Previously, he has proposed cutting some parts of the Department of Health and Human Services budget by 10 percent. This meant significant reductions in funding for nursing homes, assisted-living facilities and mental health services. In addition to leaving many Maine residents without needed services, persuasive arguments were made that reducing these services would cost the state more in the long run. In addition, up to 10,000 jobs would be lost, according to the Maine Center for Economic Policy. The loss of so many jobs would further depress the economy as fewer people would have money to spend, which translates into less revenue for the state and for local companies.

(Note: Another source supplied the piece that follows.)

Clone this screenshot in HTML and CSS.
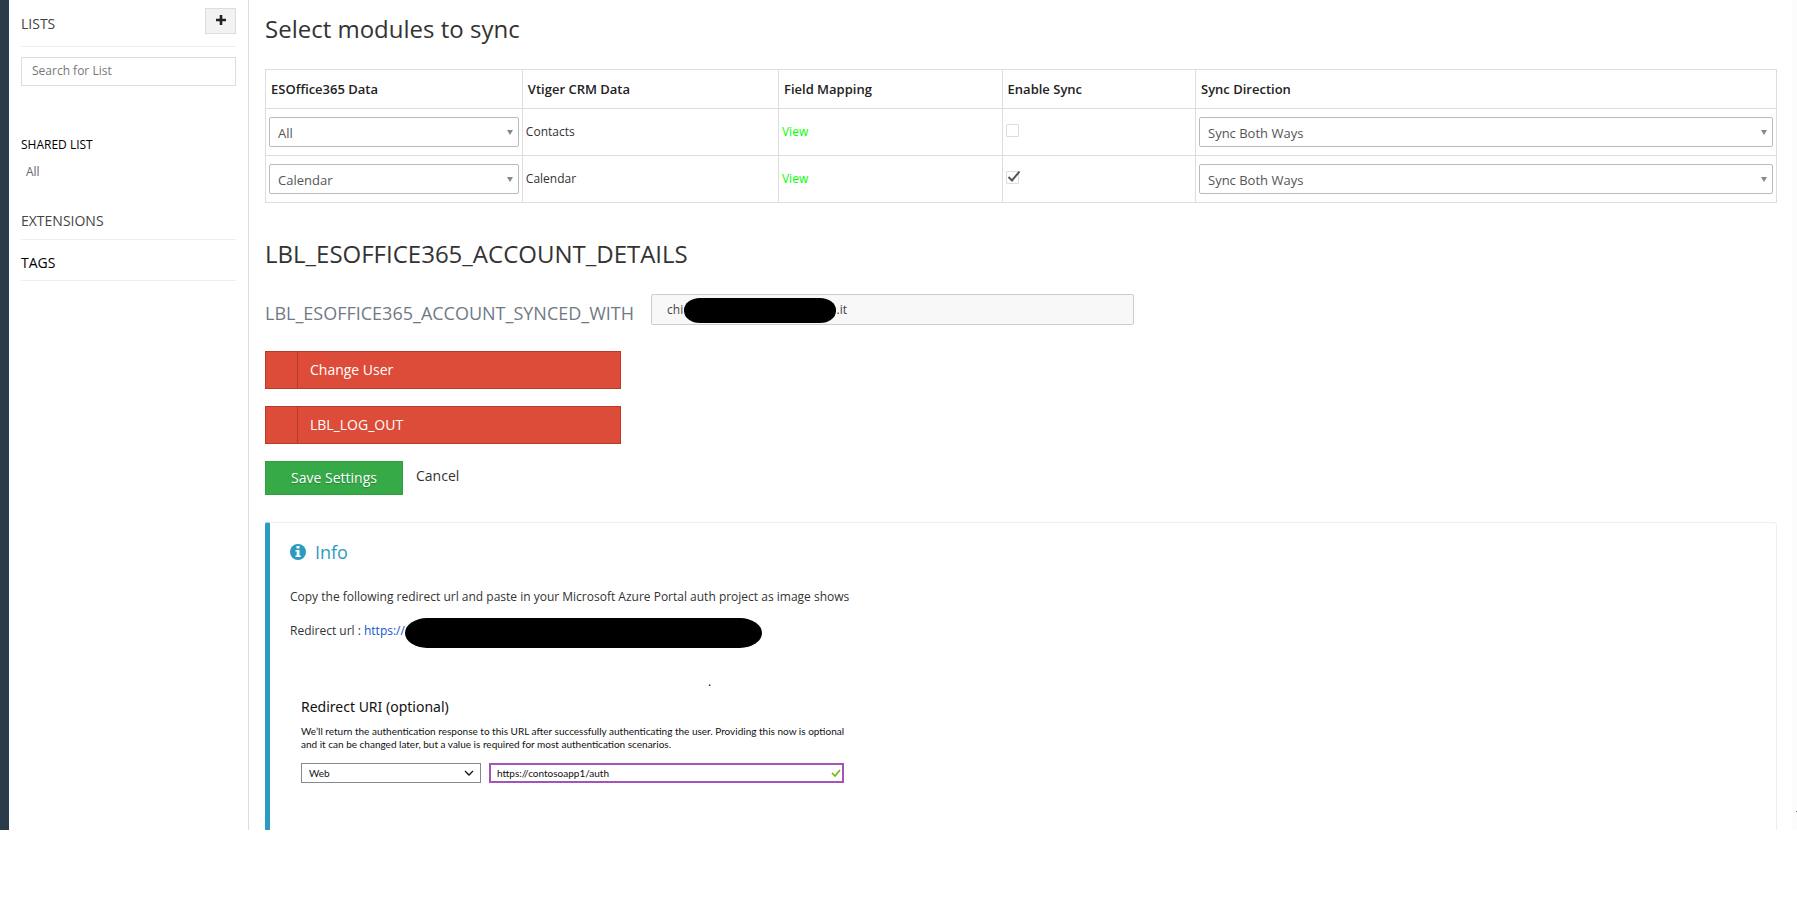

At the same time, many of the funding restorations Gov. Baldacci has proposed should mitigate the need to raise local property taxes. For example, he proposes to put $20 million back into the state’s share of kindergarten through 12th-grade education funding and $6 million into municipal revenue sharing. The initial larger cuts in these areas likely would have translated into property tax increases.

For this reason, Republican leaders are generally supportive of the budget package. Groups advocating for smaller cuts, especially to health and human services, weren’t sold.

“Vital programs that all Maine families and communities rely on are still facing millions of dollars in cuts,” said Lizzy Reinholt of Maine Can Do Better. Instead, she said, “we need to take a balanced approach to the budget crisis and talk not just about cuts but revenues as well.”

Given that Maine’s revenue shortage won’t end soon — it will significantly worsen when federal recovery money is no longer available — the governor’s plan is a reasonable approach.